Libby Parker at the front desk, 2012. WHS collections 2012.5.15, photo by Deborah Parker, gift of Elizabeth Parker.
Last week, we lost one of our amazing volunteers, Libby Parker, who anchored our reception desk each Wednesday afternoon well into her nineties. She loved the Town of Windsor and its history with a passion and was truly an involved citizen. Whenever there was a shadow of a threat to an historic statue or building, we’d get a call. Libby will be buried in red, white, and blue, with her American flag brooch on her lapel. We will miss her tremendously.
Back in 2012, WHS administrative assistant Connie Thomas interviewed Libby for a volunteer profile in our newsletter. To honor her memory, we’re re-publishing it here now, along with a transcript of an oral history interview she gave in 2010 to then Society educator Julia Baldini.
When and why did you start volunteering at the Society?
Probably around 1985 I served as a docent. This was before the 1990 Mills Building was constructed, so the visitors welcome area was a small office on the south side of the Strong House. Mrs. Hillemeier was the Society’s director, and I remember typing a lot of scripts for school tours on a typewriter. Visitors came to see the Lt. Walter Fyler House mostly [now known as the Strong-Howard House]. There weren’t that many researchers then.
What influenced you to develop an interest in Windsor’s history?
I started volunteering because my neighbor, Peg Martindale, said I was putting in too many hours helping at the nursing homes and the Society was a fun place, so I came weekly. My parents and in-laws had always been members, and my Windsor roots go back to the Gaylord, Newberry, and Clark families. My husband Frank and I have always promoted Windsor by belonging to the church, fraternal organizations, and the Chamber of Commerce.
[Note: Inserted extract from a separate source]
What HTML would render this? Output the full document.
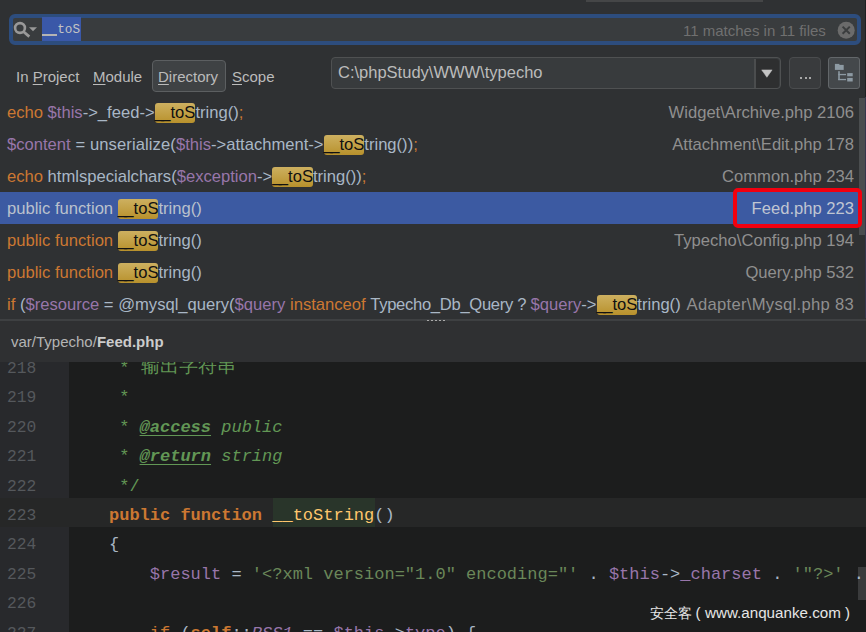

What are some of the memorable events at the Society you like to recall?
I’ve always enjoyed doing tours. In the early 1990s there were always two people sitting at the front desk so we could socialize. Before that, the tours included the basement of the Wilson Museum where visitors could see a large ship’s model, an Eddy Electric Company motor, and Indian arrowheads. I greatly enjoyed the tea parties when Doris Butler and I were responsible for dressing up a table with our china and silver for ticket holders. I served on the Board of Directors.
What do you enjoy about volunteering now?
I enjoy being with the staff. I’m no longer physically able to give tours, but I enjoy helping visitors at the front desk. It always amazes me when I discover a little more about the town’s history and how my family fits into it.
Libby’s energy and enthusiasm for her volunteerism was a Windsor treasure! She and my mother Mary Clark Giffin (in the picture)were great friends since they were school girls…and are no doubt volunteering together up in Heaven.
Martha, during my Mother’s last few weeks she repeatedly called out for your Mother. We were unable to discern why, but thought you would want to know. I am guessing that your Mother was likely at the gate to welcome her! Am sure they are picking up were they left off! Thank you for your kind words.
Oh my! I’m out of state now but just learning of Libby’s passing. She was one of my FAVORITE volunteers when I worked at WHS and I was incredibly honored to conduct her oral history. She was a strong woman. I will miss her and I know the Society will too.
Pardon me but I wanted to ask if perhaps this Ms. Elizabeth Parker would have had the maiden name Davis? Or had a relation to an Elizabeth Davis? I am sorry for your loss and I hope I am not nm posting inappropriately. I’ve been trying to find out about my mother. Please email me if youd like to chat.
This Elizabeth Parker’s maiden name was Bryant. Her mother’s maiden name was Hawley. I’m not aware of any Davises in her genealogy. Sorry.